The record of the Silanyo government to date has been characterized by the supremacy of the government’s interests over the national interest, of the primacy of base politics over grand principle. Vision and national interest have been sacrificed for the base retention of office at all costs in order to plunder not only the meager resources of an unrecognized and impoverished nation, but indeed the very hopes and dreams for which hundreds of thousands perished and even more were forced into exile. There is a palpable sense in Somaliland today of the nation having lost its way, of a loss of the dream, the unifying vision of nationhood, of the loss of mission. This is extremely dangerous and could foreshadow the gradual crumbling of the stability and representative governance we have so painstakingly crafted for ourselves. The simple, incontrovertible fact is that people instinctively sense when their political leaders surrender vision and principle for political gamesmanship and personal gain, and they react with anger and dissent.

In democratic societies they punish these leaders at the ballot box, and in authoritarian societies they overthrow regimes. This is what the so-called Arab Spring has largely been about.

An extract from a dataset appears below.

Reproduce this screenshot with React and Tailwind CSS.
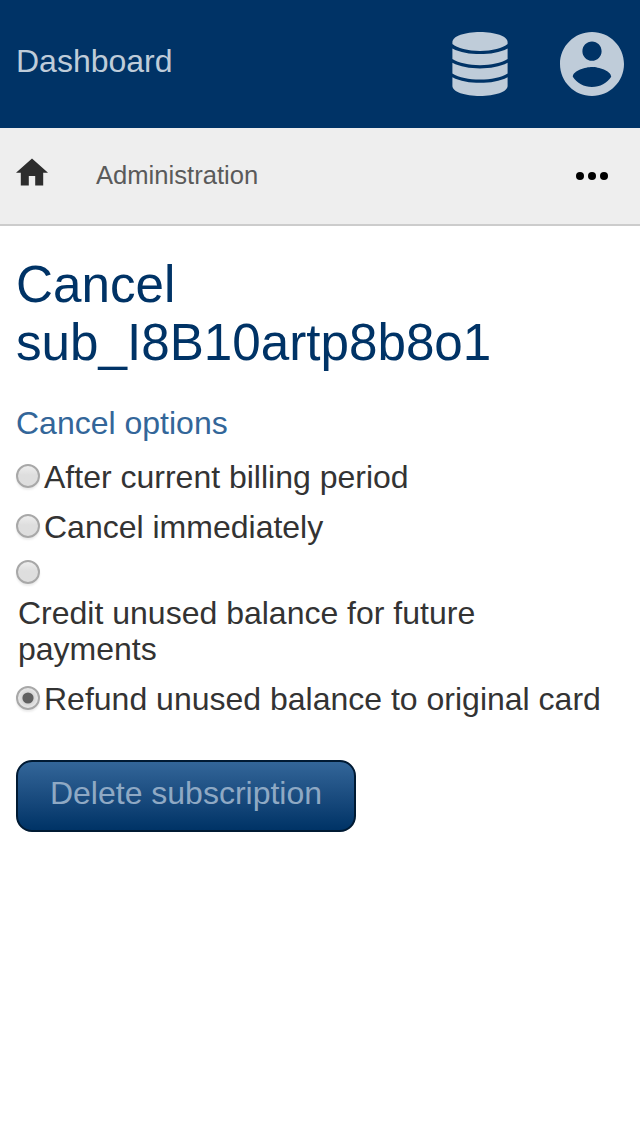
const radioStyle =
  'mt-[5px] flex size-6 shrink-0 items-center justify-center rounded-full border-2 border-[#a8a8a8] shadow-[0_2px_2px_rgba(0,0,0,0.08)]';

function Radio({ label, checked = false, className = '' }) {
  return (
    <label className={`flex h-9 ${className}`}>
      <span className={`${radioStyle} ${checked ? 'bg-[radial-gradient(circle,#d8d8d8_45%,#e8e8e8_70%)]' : 'bg-gradient-to-b from-[#eee] to-[#dedede] to-45%'}`}>
        {checked && (
          <svg className="size-3" viewBox="0 0 12 12" fill="#606060">
            <circle cx="6" cy="6" r="5.6" />
          </svg>
        )}
      </span>
      <span className="ml-1 whitespace-nowrap leading-9">{label}</span>
    </label>
  );
}

function DatabaseIcon({ className }) {
  return (
    <svg className={className} viewBox="0 0 56 64" fill="currentColor">
      <path d="M.4 10C.4 4.2 13 0 28 0s27.6 4.2 27.6 10v2C51 16 40 18.9 28 18.9S5 16 .4 12z" />
      <path d="M.4 16.4C8 20.4 18 22 28 22s20-1.6 27.6-5.6V27C49 31 39 33.2 28 33.2S7 31 .4 27z" />
      <path d="M.4 30.8C8 34.8 18 36.4 28 36.4s20-1.6 27.6-5.6v10.6C49 45.4 39 47.6 28 47.6S7 45.4.4 41.4z" />
      <path d="M.4 45.2C8 49.2 18 50.8 28 50.8s20-1.6 27.6-5.6V54C55.6 59.8 43 64 28 64S.4 59.8.4 54z" />
    </svg>
  );
}

function AccountIcon({ className }) {
  return (
    <svg className={className} viewBox="2 2 20 20" fill="currentColor">
      <path d="M12 2C6.48 2 2 6.48 2 12s4.48 10 10 10 10-4.48 10-10S17.52 2 12 2zm0 3c1.66 0 3 1.34 3 3s-1.34 3-3 3-3-1.34-3-3 1.34-3 3-3zm0 14.2c-2.5 0-4.71-1.28-6-3.22.03-1.99 4-3.08 6-3.08 1.99 0 5.97 1.09 6 3.08-1.29 1.94-3.5 3.22-6 3.22z" />
    </svg>
  );
}

export default function App() {
  return (
    <div className="min-h-[1136px] bg-white font-['Liberation_Sans',Arial,sans-serif] text-[32px] text-[#333]">
      <header className="flex h-32 items-start bg-[#003366] px-4 pt-8 text-[#bfccd9]">
        <span className="mt-[11px] leading-9">Dashboard</span>
        <DatabaseIcon className="ml-auto h-16 w-14" />
        <AccountIcon className="ml-[52px] size-16" />
      </header>
      <nav className="flex h-[98px] items-start border-b-2 border-[#ccc] bg-[#eee] pl-4 pr-8 pt-[30px] text-[25.6px] leading-9 text-[#5a5a5a]">
        <svg className="h-7 w-8 text-[#2d2d2d]" viewBox="2 2.75 20 17.5" fill="currentColor">
          <path d="M10 20v-6h4v6h5v-8h3L12 3 2 12h3v8z" />
        </svg>
        <span className="ml-12 -mt-px">Administration</span>
        <svg className="ml-auto mt-3.5 h-2 w-8 text-black" viewBox="0 0 32 8" fill="currentColor">
          <circle cx="4" cy="4" r="4" />
          <circle cx="16" cy="4" r="4" />
          <circle cx="28" cy="4" r="4" />
        </svg>
      </nav>
      <main className="px-4 pt-[30px]">
        <h1 className="text-[51.2px] leading-[58px] text-[#003366]">Cancel<br />sub_I8B10artp8b8o1</h1>
        <h2 className="mt-[33px] leading-9 text-[#336699]">Cancel options</h2>
        <Radio label="After current billing period" className="mt-[18px]" />
        <Radio label="Cancel immediately" className="mt-3.5" />
        <Radio label="" className="mt-2.5" />
        <p className="ml-0.5 mt-1 leading-9">Credit unused balance for future<br />payments</p>
        <Radio label="Refund unused balance to original card" checked className="mt-3.5" />
        <button className="mt-[43px] block h-18 w-[340px] rounded-2xl border-2 border-[#001a33] bg-gradient-to-b from-[#336699] to-[#003366] pb-1.5 text-[#8fa9c4]">
          Delete subscription
        </button>
      </main>
    </div>
  );
}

In Somaliland, the Silanyo government has clearly lost the trust and support of the electorate that voted it in with a landslide a mere two and a half years ago; the only unanswered question is who can rediscover, articulate and embody the vision and belief in the future of the country that this government has so emphatically abandoned. The lesson here is that the victory of politics over principle is only ever fleeting and that while governments may succeed temporarily on political gamesmanship, nations endure because they embrace, and remain loyalty to, their creed. People give their political consent to those leaders and parties that not only espouse these principles but that also actively seek to realise them. Just as it is an axiom of life that ‘truth will out’ in the end, so it is an axiom of political history that ‘vision and principle will always triumph over mere politics’.